Another new weapon proposed for Typhoon is the low-collateral-damage, moving-target MBDA Brimstone 2, the follow-on to the Dual-Mode Brimstone missile, which was procured from MBDA under an urgent operational requirement and arms Royal Air Force (RAF) Tornados. Official confirmation of a study program was not made until June 19, although a contract was agreed to early this year and BAE began work in February. Part of the funding is coming from the U.K. defense ministry, with the rest provided internally by BAE, which sees Brimstone 2 integration as a help to future export sales.

During a visit to Warton, Aviation Week was shown a photograph of a 1/12-scale wind-tunnel model of a Typhoon carrying four Brimstone launchers; each launcher is equipped with three missiles. In art released with the official announcement last month, the aircraft is shown with two launchers. The company’s position is that it intends to provide a capability for Typhoon to carry a minimum of six Brimstones.

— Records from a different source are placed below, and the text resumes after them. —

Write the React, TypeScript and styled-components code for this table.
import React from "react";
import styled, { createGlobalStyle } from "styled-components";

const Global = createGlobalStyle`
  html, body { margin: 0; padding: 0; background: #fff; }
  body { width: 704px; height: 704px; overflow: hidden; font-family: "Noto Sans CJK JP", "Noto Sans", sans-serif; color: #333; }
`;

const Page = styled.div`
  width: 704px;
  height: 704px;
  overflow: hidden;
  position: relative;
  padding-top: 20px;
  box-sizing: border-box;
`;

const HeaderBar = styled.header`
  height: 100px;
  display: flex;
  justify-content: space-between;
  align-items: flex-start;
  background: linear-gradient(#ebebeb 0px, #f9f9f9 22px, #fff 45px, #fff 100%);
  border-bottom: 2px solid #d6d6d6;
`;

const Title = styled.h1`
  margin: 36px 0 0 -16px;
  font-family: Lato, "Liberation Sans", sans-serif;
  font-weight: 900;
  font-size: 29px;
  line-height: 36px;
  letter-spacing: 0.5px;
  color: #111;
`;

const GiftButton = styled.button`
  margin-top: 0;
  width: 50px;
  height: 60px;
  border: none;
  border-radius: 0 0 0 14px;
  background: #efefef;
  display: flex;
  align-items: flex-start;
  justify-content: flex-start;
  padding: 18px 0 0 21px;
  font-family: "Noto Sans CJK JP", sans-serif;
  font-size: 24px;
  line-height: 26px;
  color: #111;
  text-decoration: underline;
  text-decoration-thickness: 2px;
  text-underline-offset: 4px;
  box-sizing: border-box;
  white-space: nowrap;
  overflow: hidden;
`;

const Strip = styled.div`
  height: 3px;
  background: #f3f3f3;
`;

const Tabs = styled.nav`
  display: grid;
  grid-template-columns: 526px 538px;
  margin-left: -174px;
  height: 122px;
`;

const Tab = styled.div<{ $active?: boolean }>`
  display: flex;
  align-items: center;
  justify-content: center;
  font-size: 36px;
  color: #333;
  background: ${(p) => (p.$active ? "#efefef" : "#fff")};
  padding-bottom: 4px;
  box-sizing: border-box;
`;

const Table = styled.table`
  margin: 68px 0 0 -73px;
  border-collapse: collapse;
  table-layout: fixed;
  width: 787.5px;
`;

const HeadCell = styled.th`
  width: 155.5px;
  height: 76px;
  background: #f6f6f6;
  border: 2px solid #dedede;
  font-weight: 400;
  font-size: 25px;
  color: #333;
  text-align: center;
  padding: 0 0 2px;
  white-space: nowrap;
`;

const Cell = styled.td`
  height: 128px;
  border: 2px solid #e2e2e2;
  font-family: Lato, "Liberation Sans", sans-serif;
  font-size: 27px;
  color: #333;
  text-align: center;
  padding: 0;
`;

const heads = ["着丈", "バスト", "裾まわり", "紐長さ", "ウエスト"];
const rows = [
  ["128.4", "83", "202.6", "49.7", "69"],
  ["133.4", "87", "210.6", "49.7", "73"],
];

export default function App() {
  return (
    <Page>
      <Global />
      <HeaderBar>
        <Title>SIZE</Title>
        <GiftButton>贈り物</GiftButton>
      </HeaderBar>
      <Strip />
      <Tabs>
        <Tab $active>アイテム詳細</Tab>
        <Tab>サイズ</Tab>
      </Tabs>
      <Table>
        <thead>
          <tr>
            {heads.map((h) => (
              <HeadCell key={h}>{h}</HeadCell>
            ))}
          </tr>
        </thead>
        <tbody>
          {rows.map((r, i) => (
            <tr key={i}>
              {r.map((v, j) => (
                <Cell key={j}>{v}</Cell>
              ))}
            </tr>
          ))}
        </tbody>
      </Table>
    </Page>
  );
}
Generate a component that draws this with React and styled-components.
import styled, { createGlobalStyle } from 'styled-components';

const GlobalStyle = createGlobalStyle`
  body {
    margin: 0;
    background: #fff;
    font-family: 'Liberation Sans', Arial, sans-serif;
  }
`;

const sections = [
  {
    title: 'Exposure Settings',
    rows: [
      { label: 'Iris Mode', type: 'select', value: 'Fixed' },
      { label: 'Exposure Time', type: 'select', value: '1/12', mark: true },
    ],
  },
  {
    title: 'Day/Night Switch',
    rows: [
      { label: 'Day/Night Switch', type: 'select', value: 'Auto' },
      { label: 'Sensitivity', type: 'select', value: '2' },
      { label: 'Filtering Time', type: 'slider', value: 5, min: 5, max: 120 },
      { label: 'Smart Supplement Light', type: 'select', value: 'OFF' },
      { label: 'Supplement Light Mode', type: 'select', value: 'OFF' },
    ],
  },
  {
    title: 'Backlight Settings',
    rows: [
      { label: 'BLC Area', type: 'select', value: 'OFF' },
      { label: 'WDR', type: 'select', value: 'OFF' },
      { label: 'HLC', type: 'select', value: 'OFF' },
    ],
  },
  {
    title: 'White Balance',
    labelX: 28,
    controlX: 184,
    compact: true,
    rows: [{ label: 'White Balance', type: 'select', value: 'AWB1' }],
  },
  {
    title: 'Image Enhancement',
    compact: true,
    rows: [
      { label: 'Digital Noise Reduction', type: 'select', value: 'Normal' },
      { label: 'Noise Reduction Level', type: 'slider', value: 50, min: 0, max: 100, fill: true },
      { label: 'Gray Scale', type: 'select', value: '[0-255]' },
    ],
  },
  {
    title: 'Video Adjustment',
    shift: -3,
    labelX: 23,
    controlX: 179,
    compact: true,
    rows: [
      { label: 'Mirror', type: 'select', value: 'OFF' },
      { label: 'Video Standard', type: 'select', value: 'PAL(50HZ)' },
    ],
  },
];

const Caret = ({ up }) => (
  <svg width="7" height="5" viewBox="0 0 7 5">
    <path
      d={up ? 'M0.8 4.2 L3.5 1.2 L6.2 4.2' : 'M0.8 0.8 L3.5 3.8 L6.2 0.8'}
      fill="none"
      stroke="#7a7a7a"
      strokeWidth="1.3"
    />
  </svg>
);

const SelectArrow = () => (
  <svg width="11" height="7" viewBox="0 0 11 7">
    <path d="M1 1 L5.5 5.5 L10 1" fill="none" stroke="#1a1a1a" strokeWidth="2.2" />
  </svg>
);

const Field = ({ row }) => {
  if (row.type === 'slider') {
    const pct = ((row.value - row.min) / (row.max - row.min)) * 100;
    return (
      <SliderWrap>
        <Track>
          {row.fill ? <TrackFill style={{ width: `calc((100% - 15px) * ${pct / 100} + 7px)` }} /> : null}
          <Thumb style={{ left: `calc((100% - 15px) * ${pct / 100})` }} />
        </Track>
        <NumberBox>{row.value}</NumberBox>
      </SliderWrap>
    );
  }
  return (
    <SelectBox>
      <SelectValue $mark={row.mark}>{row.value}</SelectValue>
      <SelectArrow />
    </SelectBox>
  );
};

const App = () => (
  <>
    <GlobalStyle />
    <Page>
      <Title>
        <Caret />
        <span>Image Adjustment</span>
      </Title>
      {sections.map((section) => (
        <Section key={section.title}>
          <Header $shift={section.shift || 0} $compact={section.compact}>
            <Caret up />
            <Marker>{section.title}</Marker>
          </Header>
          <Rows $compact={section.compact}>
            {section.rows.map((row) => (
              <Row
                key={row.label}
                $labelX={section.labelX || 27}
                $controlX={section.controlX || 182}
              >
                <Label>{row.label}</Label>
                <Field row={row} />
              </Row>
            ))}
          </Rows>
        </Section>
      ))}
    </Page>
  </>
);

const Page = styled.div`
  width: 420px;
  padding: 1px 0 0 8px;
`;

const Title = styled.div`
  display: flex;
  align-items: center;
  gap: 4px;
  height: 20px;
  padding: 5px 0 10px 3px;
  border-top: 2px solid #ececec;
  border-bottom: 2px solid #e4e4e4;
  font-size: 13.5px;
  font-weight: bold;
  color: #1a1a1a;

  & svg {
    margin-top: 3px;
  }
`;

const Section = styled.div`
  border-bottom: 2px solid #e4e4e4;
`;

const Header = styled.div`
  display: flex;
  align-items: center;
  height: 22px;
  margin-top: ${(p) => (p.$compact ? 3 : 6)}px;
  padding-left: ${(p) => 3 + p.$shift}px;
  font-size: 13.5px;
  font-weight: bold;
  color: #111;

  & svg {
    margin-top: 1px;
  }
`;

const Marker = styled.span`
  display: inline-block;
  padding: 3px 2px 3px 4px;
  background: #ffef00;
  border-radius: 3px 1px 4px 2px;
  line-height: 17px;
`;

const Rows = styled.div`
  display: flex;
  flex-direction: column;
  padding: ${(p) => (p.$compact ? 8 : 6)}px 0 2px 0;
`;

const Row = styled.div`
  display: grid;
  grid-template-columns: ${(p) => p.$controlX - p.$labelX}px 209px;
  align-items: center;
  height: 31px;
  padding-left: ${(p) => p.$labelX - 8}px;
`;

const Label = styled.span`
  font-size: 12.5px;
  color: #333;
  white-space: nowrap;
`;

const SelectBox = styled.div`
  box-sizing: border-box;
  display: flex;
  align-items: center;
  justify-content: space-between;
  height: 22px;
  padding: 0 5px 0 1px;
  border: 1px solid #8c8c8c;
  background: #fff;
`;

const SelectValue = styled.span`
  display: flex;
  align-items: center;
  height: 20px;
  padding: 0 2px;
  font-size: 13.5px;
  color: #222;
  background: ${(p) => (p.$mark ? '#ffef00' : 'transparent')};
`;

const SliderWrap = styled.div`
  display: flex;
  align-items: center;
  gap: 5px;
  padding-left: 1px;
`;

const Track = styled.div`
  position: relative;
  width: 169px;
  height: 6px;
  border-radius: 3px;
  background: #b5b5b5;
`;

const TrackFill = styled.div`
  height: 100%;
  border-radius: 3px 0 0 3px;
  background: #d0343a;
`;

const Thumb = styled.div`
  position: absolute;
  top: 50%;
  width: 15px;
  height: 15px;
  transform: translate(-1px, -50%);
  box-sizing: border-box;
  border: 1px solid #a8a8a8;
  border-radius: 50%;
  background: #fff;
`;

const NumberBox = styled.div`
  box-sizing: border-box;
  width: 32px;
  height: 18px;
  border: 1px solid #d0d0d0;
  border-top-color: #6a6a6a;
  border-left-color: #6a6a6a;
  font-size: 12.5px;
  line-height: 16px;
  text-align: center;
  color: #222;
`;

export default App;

“We’re looking at the aerodynamics of putting it onto the jet, and [assessing] the impacts on the flight-control system and the armament control,” Lumb says. “The launcher conforms to a standard interface, so there are no worries in terms of interface standard. For Typhoon, because it is highly agile, we just have to worry about having, effectively, two big crates on the outboard wings, in terms of what that does to the aerodynamic performance.”

The assessment phase is expected to run until late this year. Lumb estimates that an integration program would be completed before Tornado is retired from the RAF in 2019.

Integration of the follow-on capability to Brimstone, a requirement the British defense ministry calls Spear 3, which is expected to be met by a new MBDA-developed missile, is also a possibility. “Spear 3 is still in its design phase, so we’re still waiting for lines and commitments from MBDA in terms of what the weapon looks like overall,” says Lumb. “Brimstone’s a short-range, close-air-support type of weapon, whereas Spear is aimed at a far longer-range capability; Brimstone is rail-launched while Spear is eject-launched. But both Brimstone and Spear have a route to integration on Typhoon, and we would like to realize either of those weapons onto the aircraft: It is just that the RAF’s primary platform for Spear 3 currently is F-35.”

Rafale already carries a wider range of weapons than its European rivals. The F3-R program brings on the Thales PDL-NG next-generation laser-designation pod, replacing the current Damocles. With high-definition sensors and better display formats, including a picture-in-picture mode, and in conjunction with new software, the PDL-NG is intended to exploit the full envelope of the laser-guided version of the Sagem Hammer bomb family. PDL-NG also will be able to lase the target automatically when necessary, even after the bomb’s long flight time. The pilot’s ability to select different trajectories (such as vertical impacts) and fuze modes will be improved as well.